Australia has shown less control over spending than any advanced G20 nation since the global financial ­crisis eight years ago and has squandered the opportunity offered by superior economic growth to gain control over its budget deficit.

A damning study by the former head of the IMF’s budget division shows the deterioration in Australia’s debt almost matched that of Italy, one of the most troubled European economies, suffering a deep recession and a blowout in interest costs.

Nations that fail to control the growth in their debt are at risk of a crisis when interest rates eventually rise, warns the study published by the Peterson Institute for International Economics, a Washington DC think tank.

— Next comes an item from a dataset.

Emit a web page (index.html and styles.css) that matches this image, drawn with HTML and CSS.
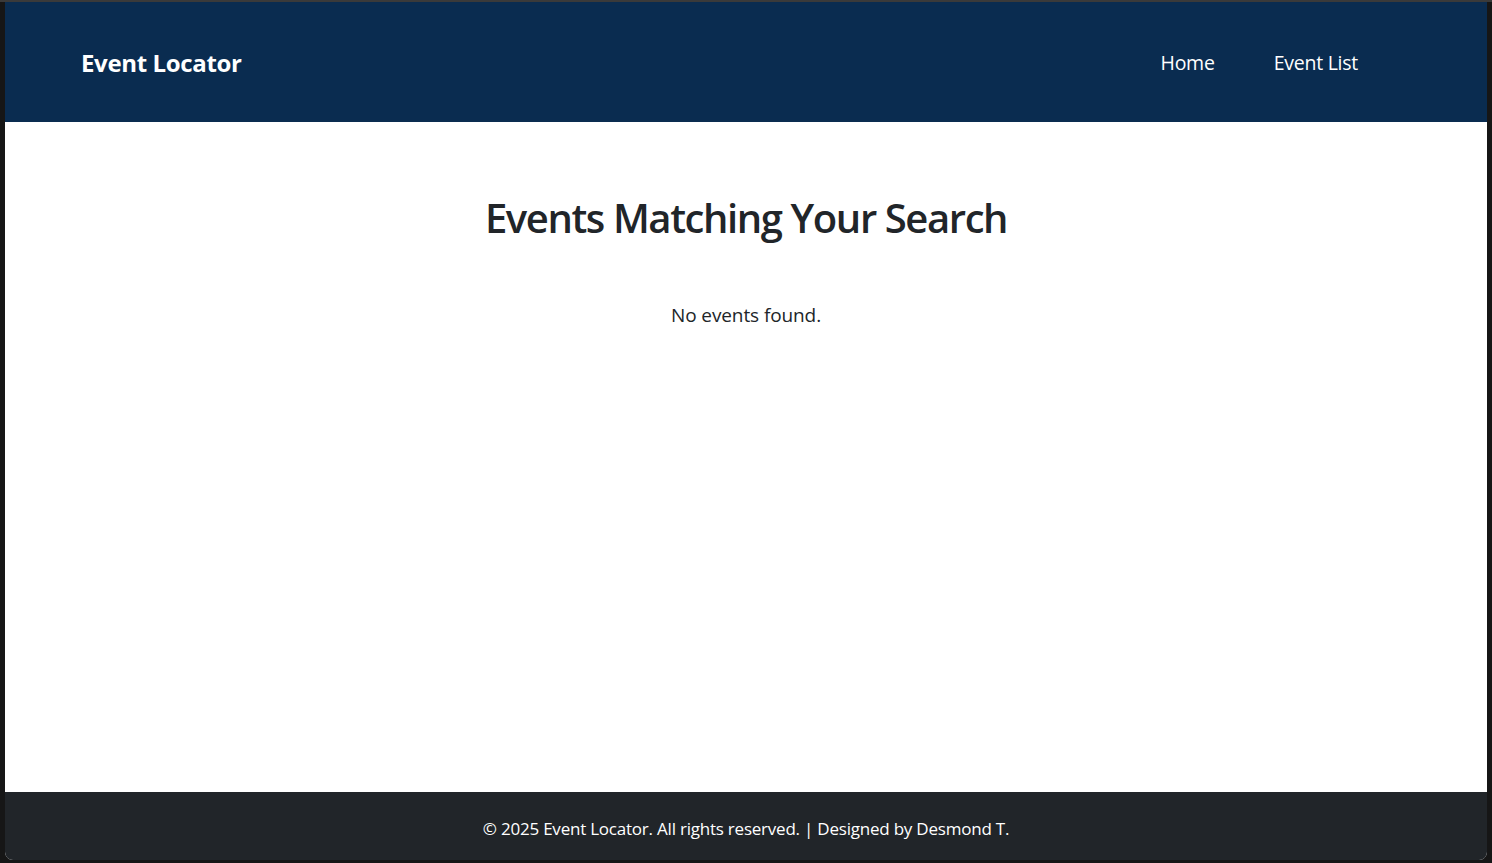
FILE: index.html
```html
<!DOCTYPE html>
<html lang="en">
<head>
<meta charset="utf-8">
<title>Event Locator</title>
<link rel="stylesheet" href="styles.css">
</head>
<body>
<div class="window">
  <header class="navbar">
    <a class="brand" href="#">Event Locator</a>
    <nav class="nav">
      <a class="nav-link" href="#">Home</a>
      <a class="nav-link" href="#">Event List</a>
    </nav>
  </header>
  <main class="content">
    <h1 class="title">Events Matching Your Search</h1>
    <p class="empty">No events found.</p>
  </main>
  <footer class="footer">
    <p class="footer-text">© 2025 Event Locator. All rights reserved. | Designed by Desmond T.</p>
  </footer>
</div>
</body>
</html>
```
FILE: styles.css
```css
html, body {
  margin: 0;
  padding: 0;
  height: 100%;
}
body {
  background: #161616;
  border-top: 2px solid #3a3a3a;
  box-sizing: border-box;
  font-family: "Open Sans", "Noto Sans", sans-serif;
  overflow: hidden;
}
.window {
  margin: 0 5px 0 5px;
  height: 858px;
  display: flex;
  flex-direction: column;
  background: #ffffff;
  border-radius: 0 0 8px 8px;
  overflow: hidden;
}
.navbar {
  height: 120px;
  flex: none;
  background: #0a2c50;
  display: flex;
  align-items: center;
  justify-content: space-between;
  padding: 0 129px 0 76px;
}
.brand {
  color: #ffffff;
  text-decoration: none;
  font-weight: 700;
  font-size: 24px;
  letter-spacing: -0.35px;
}
.nav {
  display: flex;
  gap: 59px;
}
.nav-link {
  color: #ffffff;
  text-decoration: none;
  font-size: 19.5px;
  letter-spacing: -0.25px;
}
.content {
  flex: 1;
  text-align: center;
  padding-top: 72px;
  color: #212529;
}
.title {
  margin: 0;
  font-size: 40px;
  line-height: 48px;
  font-weight: 600;
  letter-spacing: -1.4px;
}
.empty {
  margin: 59px 0 0;
  font-size: 19px;
  line-height: 28px;
  letter-spacing: -0.1px;
}
.footer {
  height: 68px;
  flex: none;
  background: #212529;
  display: flex;
  align-items: center;
  justify-content: center;
}
.footer-text {
  margin: 4px 0 0;
  color: #ffffff;
  font-size: 17px;
  letter-spacing: -0.22px;
}
```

Australia’s debt-to-GDP ratio fell 9.8 percentage points in the eight years leading up to the financial crisis but surged 27.1 percentage points over the eight years since the end of 2007, which was only slightly less than the average increase across Japan, Britain, the US, France, Germany, Italy, Canada and South Korea.

In principle, a government that is trying to cut debt should be keeping spending growth to no more than the overall rate of inflation, while revenue should be rising in line with nominal economic growth (the GDP plus inflation). The faster the growth, the quicker debt gets paid off.

However, the study shows Australia had instead used the best growth rate among G20 advanced nations to finance additional spending.

It shows Canberra increased real spending more than any of eight other advanced G20 governments since the end of 2007 — and by almost by double the average increase.